20.2 Updates to Security Standards and Disaster Recovery Plan. EQ shall maintain the Security Standards and Disaster Recovery Plan to reflect developments in applicable laws. All changes (which either party may propose) to the Security Standards (and regardless of the reason for such changes) shall be subject to notification to, and approval by, the other party, except that the Fund’s or EVM’s approval shall not be needed to the extent any change is mandated by applicable Laws or does not degrade or compromise the robustness of the security or business continuity measures offered and does not require the upgrading or reconfiguration of any system or process of the Fund, EVM or any of its affiliates. In all other situations, the parties shall use their best endeavours, acting in good faith, to agree the relevant change and a timeframe for implementation. If agreement cannot be reached but the party proposing the change is unwilling to continue with the then-current Security Standards or Disaster Recovery Plan (as the case may be), without such change being made, and failing to make such change could give rise to a security threat or risk, then the Fund may terminate this Agreement and/or any applicable order (in whole or in part), without any penalty or termination fee or any other liability, on written notice to EQ, such termination to take effect: (i) if the change was proposed by EQ, on the date such change is implemented (of which EQ shall provide not less than 90 days’ written notice); or (ii) if the change was proposed by the Fund or EVM, on 30 days’ written notice (or shorter timeframe as may be required commensurate with the threat presented). Upon any such termination, EQ shall promptly refund to the Fund all amounts pre-paid, and cancel any invoice, in respect of the terminated Services that relate to the period beyond the effective date of termination.”
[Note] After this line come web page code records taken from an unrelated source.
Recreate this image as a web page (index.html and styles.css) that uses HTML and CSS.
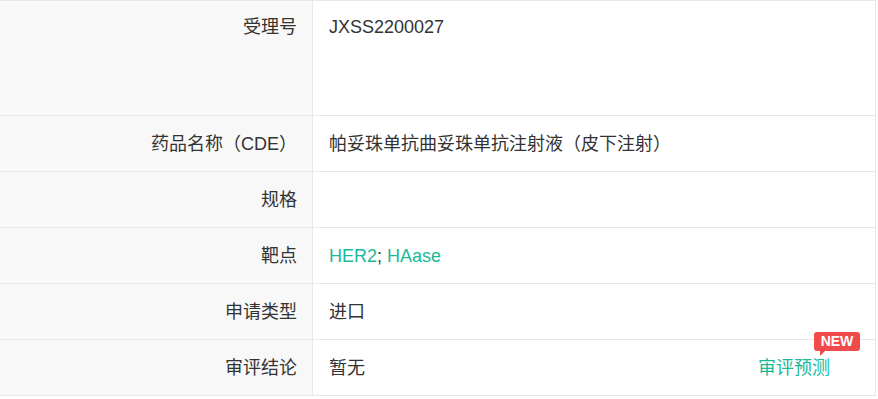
FILE: index.html
```html
<!DOCTYPE html>
<html lang="zh">
<head>
<meta charset="utf-8">
<link rel="stylesheet" href="styles.css">
</head>
<body>
<div class="table">
  <div class="row row-tall">
    <div class="label">受理号</div>
    <div class="value">JXSS2200027</div>
  </div>
  <div class="row">
    <div class="label">药品名称（CDE）</div>
    <div class="value">帕妥珠单抗曲妥珠单抗注射液（皮下注射）</div>
  </div>
  <div class="row">
    <div class="label">规格</div>
    <div class="value"></div>
  </div>
  <div class="row">
    <div class="label">靶点</div>
    <div class="value"><span><span class="link">HER2</span>; <span class="link">HAase</span></span></div>
  </div>
  <div class="row">
    <div class="label">申请类型</div>
    <div class="value">进口</div>
  </div>
  <div class="row">
    <div class="label">审评结论</div>
    <div class="value split">
      <span>暂无</span>
      <span class="predict">审评预测<span class="badge">NEW</span></span>
    </div>
  </div>
</div>
</body>
</html>
```

FILE: styles.css
```css
html, body {
  margin: 0;
  padding: 0;
  background: #fff;
}
body {
  font-family: "Liberation Sans", "Noto Sans CJK SC", sans-serif;
  font-size: 18px;
  color: #333;
}
.table {
  width: 875px;
  border-top: 1px solid #e8e8e8;
  border-right: 1px solid #e8e8e8;
}
.row {
  display: grid;
  grid-template-columns: 313px 1fr;
  height: 55px;
  border-bottom: 1px solid #e8e8e8;
}
.row-tall {
  height: 114px;
}
.label, .value {
  display: flex;
  align-items: center;
  line-height: 24px;
}
.label {
  background: #f8f8f8;
  border-right: 1px solid #e8e8e8;
  justify-content: flex-end;
  padding-right: 15px;
}
.value {
  padding-left: 16px;
}
.row-tall .label, .row-tall .value {
  align-items: flex-start;
  padding-top: 14px;
}
.link {
  color: #1cb89a;
}
.split {
  justify-content: space-between;
  padding-right: 45px;
}
.predict {
  position: relative;
  color: #1cb89a;
}
.badge {
  position: absolute;
  left: 56px;
  top: -24px;
  width: 46px;
  height: 19px;
  background: #f04a4a;
  color: #fff;
  border-radius: 3px;
  font-family: "Liberation Sans", sans-serif;
  font-weight: bold;
  font-size: 14px;
  line-height: 19px;
  text-align: center;
}
.badge::after {
  content: "";
  position: absolute;
  left: 6px;
  top: 19px;
  border-left: 5px solid #f04a4a;
  border-right: 0 solid transparent;
  border-bottom: 5px solid transparent;
}
```
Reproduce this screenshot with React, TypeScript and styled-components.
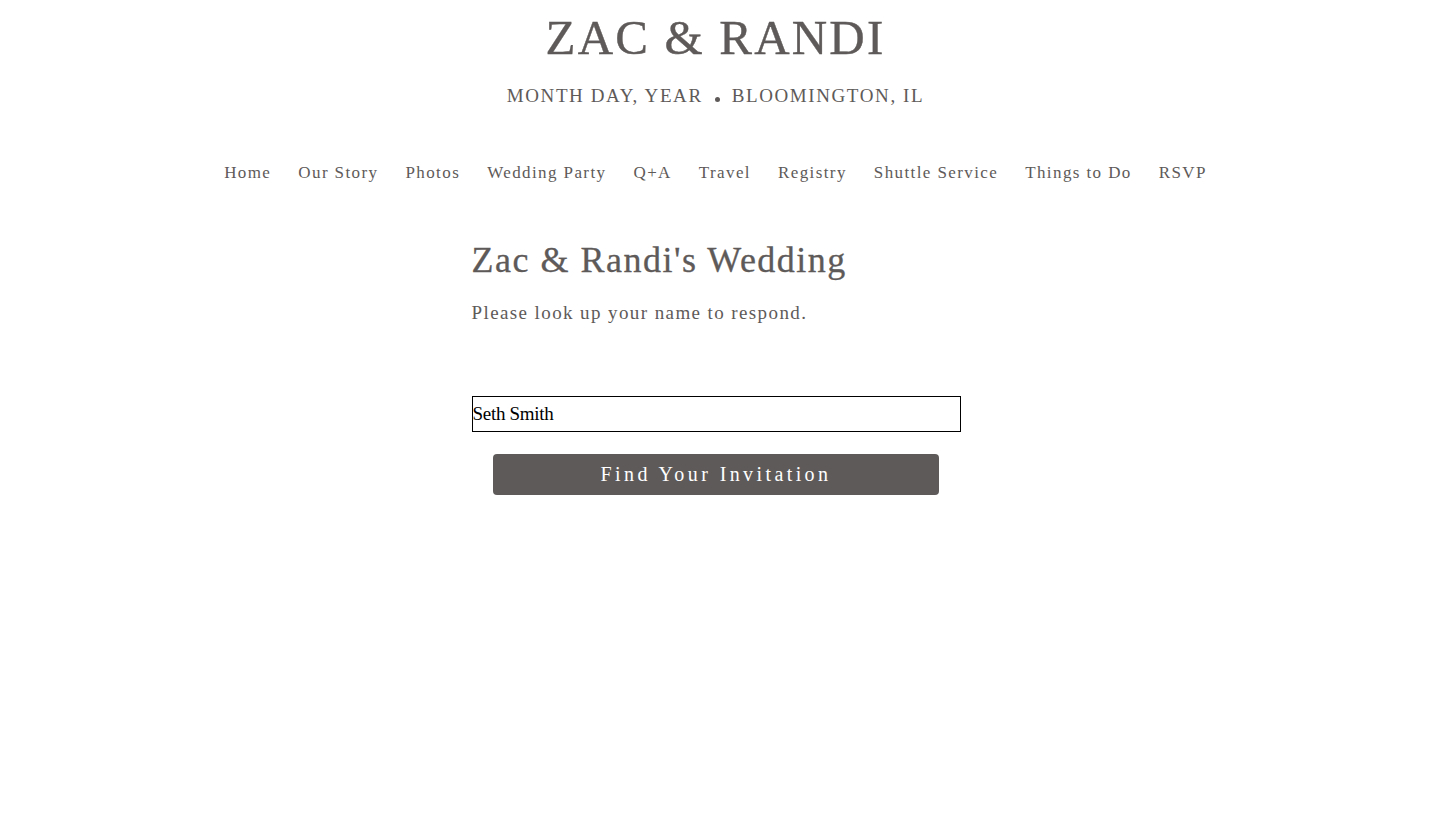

1.15 | A new paragraph 21 shall be inserted immediately following paragraph 20, and shall read as follows: |
“21. Security Breach Notification. EQ agrees that it shall promptly notify the Fund and EVM in writing and via email to xxxxxxxxxxxxxxxxx@xxxxxxxxxxxxx.xxx of any Security Breach of which it becomes aware (and such notification shall contain all material details of the Security Breach, an estimate of the effects on the Fund and specify corrective action already taken, or proposed to be taken, by EQ). “Security Breach” means that (irrespective of cause: (i) the Fund’s confidential information has been lost, misplaced, disclosed to or accessed by an unauthorized party; and/or (ii) there has been any non-compliance with the Security Standards which could reasonably be expected to allow unauthorized access to Fund’s and/or EVM’s Confidential Information.”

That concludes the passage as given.